Turned out he was very pre-historic! Analysis later showed he had died something like 3100 BC, so, we're talking about a relatively healthy looking corpse that's 5,300 years old! That makes him nearly 2,000 years older than the kid king Tut! And it cost nothing to mummify him. Governments and religions always find ways to spend money and Tut, who reigned for only a few years and was 19, is an example. He hadn't earned a 450 pound, solid gold casket. Oh, well!
The Baroness Schrenk von Geiern and Baron Von Holz, covered because their families prefer a modest display, aren't old at all. Von Holz was a nobleman in the 1600s who apparently died in the Thirty Year War and the two of them were holed up in a castle crypt. The conditions kept them from decomposing and they're now cruising the country as part of the Mummies of the World exhibit. Mummification sometimes just happens, whether its planned or not.
The Incas in Peru would routinely sacrifice their children to appease the gods. The three here, the Mummies of Llullaillaco, were discovered in 1999 at 22,100 feet. They had been drugged up with coca and alcohol, placed in a small chamber still alive but totally out of it. The conditions surrounding the Incas at the time must have been really severe for them to sacrifice three children at the same time in the attempt to cool off some pissed off God! Incan child mummies are often found bundled in exposed positions in the Peruvian/Chile mountains. Most date from the 1300-1400s. Physically they are usually extremely well preserved by the cold.
This is the Llullaillaco Maiden. Hard to believe you would willingly sacrifice your child to the Gods.
And then there is Tut and his solid gold casket/sarcophagus.
Some theories say he was murdered. but in my view he was actually murdered after he was dug up by Howard Carter in 1922 because of the brutal way his mummy has been treated. If you compare photos of how he looked when first unwrapped, and how he looks now, his eyelids have gone away and basically, he has suffered decomposition and rough handling. We should have left him wrapped. We’re nothing more than 20th centuries tomb robbers. At least his mummy/body has been returned to the tomb where he/it was found.
Tut's tomb is the only Egyptian pharaoh's tomb (out of 170 over about 3,000 years) that has been found that hadn't been plundered and pretty well cleaned out shortly after the burial. Tomb robbing was something of a career for many. We have their descendants roaming our streets in modern form (ignore the bitching). The reasons Tut's was intact is that, first of all, he died much earlier than planned so they didn't have time to build him his own grandiose tomb. He took someone else's, a lesser nobleman, so it was much smaller. It was in the Valley of the Kings along with hundreds of tombs and, when one of the other tombs was being built, the workmen unknowingly built their huts on top of Tut's tomb so it basically disappeared.
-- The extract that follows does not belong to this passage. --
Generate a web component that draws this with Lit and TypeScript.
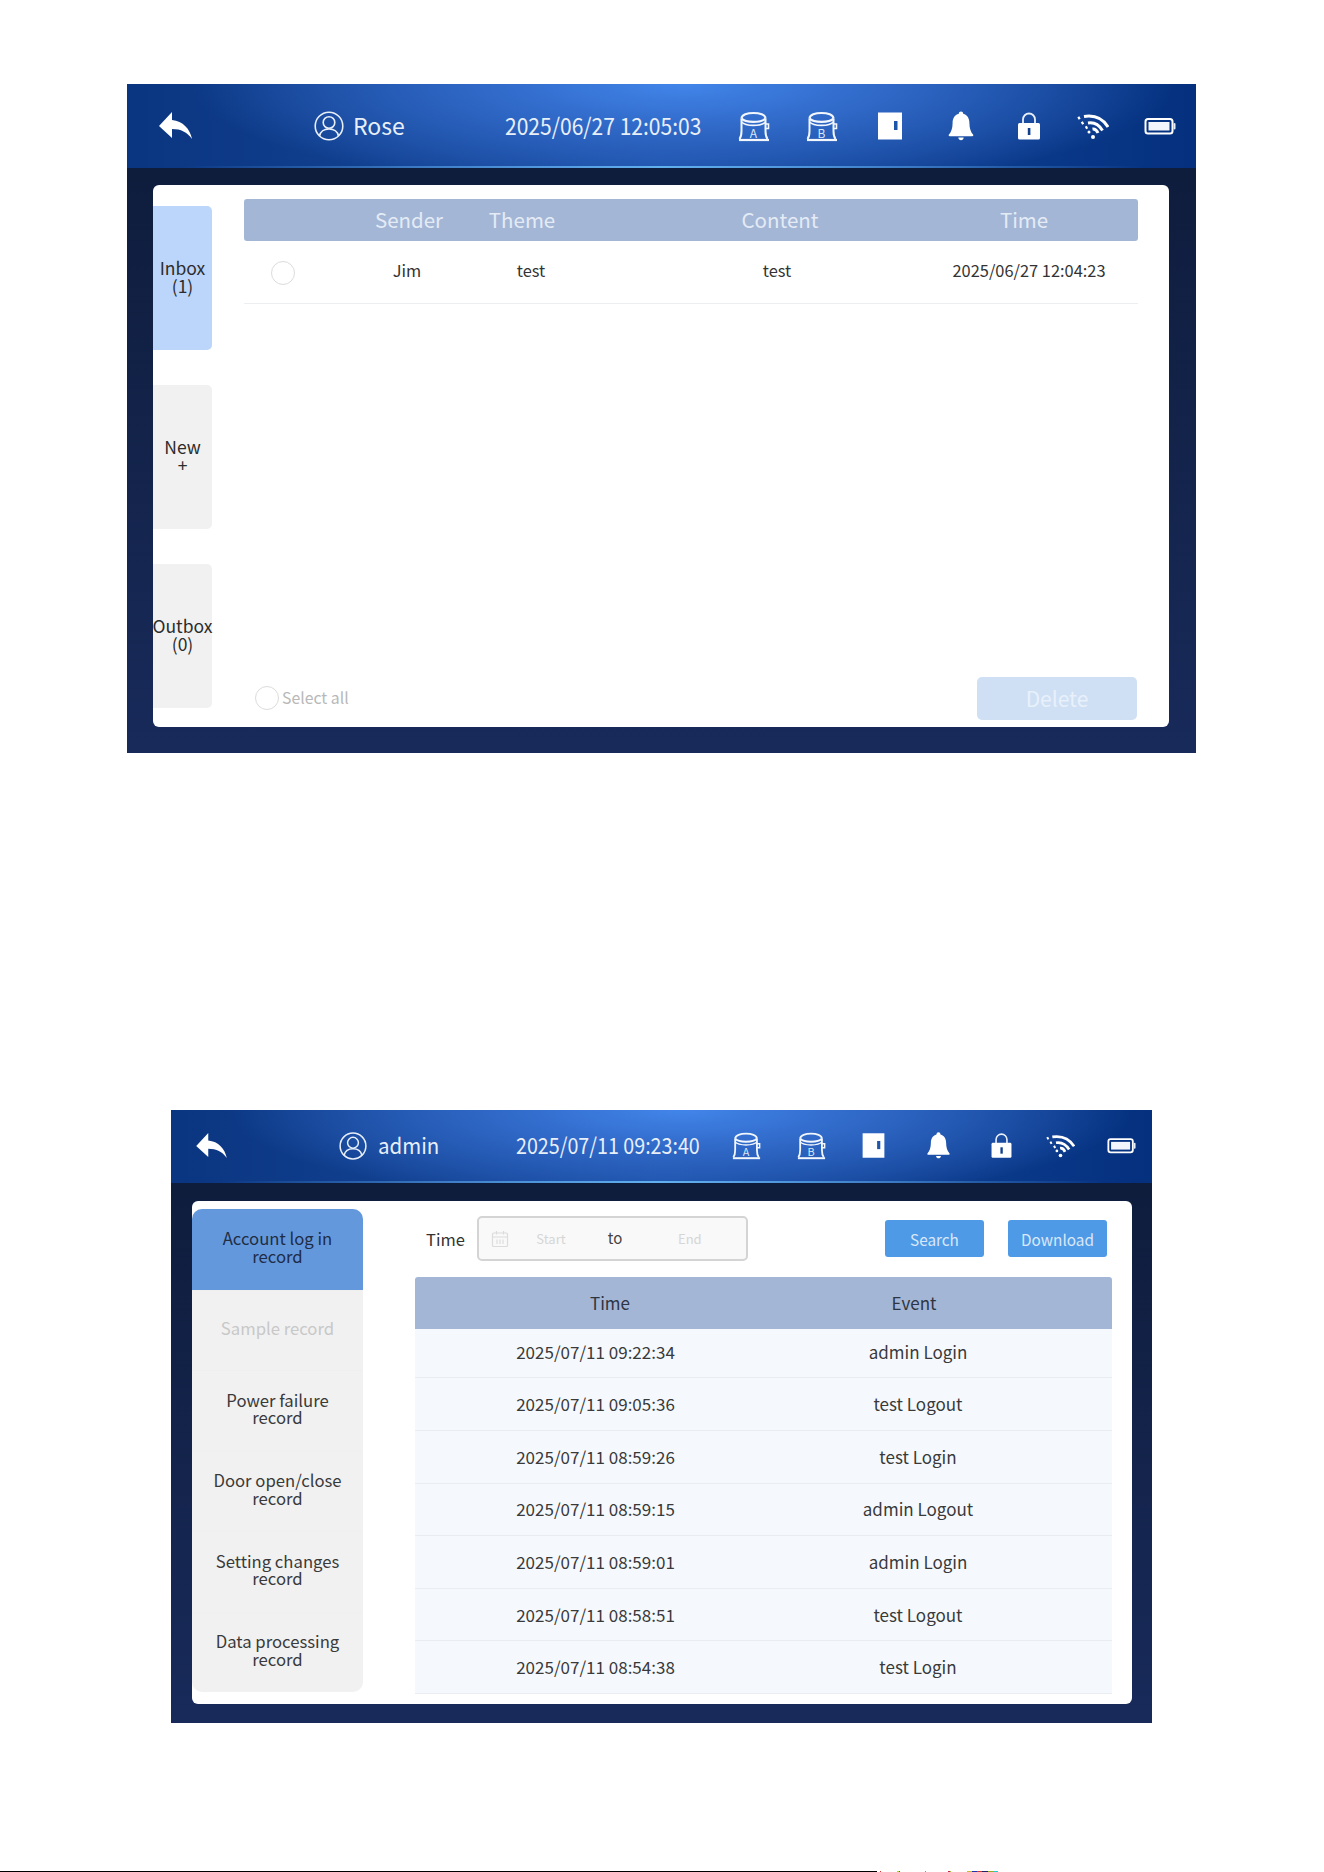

To sum it up, there are mummies and there are mummies. Some have been engineered and manufactured. Some just happened. Who knows, maybe in a couple thousand years someone is going to stumble across our own coffin, and, by some sort of weird happenstance we're one of those who looks as good as we did when dropped in the box. The bottom line, however, is who cares?
I won’t be one of those looking good in a box. I’m going to be toasted. I've thought about talking my kids into having a party after I check out and secretly working my ashes into succotash or something. Or having the get together during the winter and using my ashes on the drive way in the snow and ice for traction. It would be nice to be of use right to the end.
Or maybe not.
bd
At one time I wondered about the whole appeal of horror movies, the Goth wardrobe thing and anything Macabre. Then I thought back to the book in our high school library with pictures of Lincoln on his deathbed and how it captured my attention. I got over it quickly though!
I must admit, Ann and I will watch “The Mummy” when it comes on. And it’s not a very good movie… maybe it’s the whole black magic thing with the accompanying unknown dialogue in an ancient Egyptian language.
Some amazing historical context on this topic. Thank you, Budd.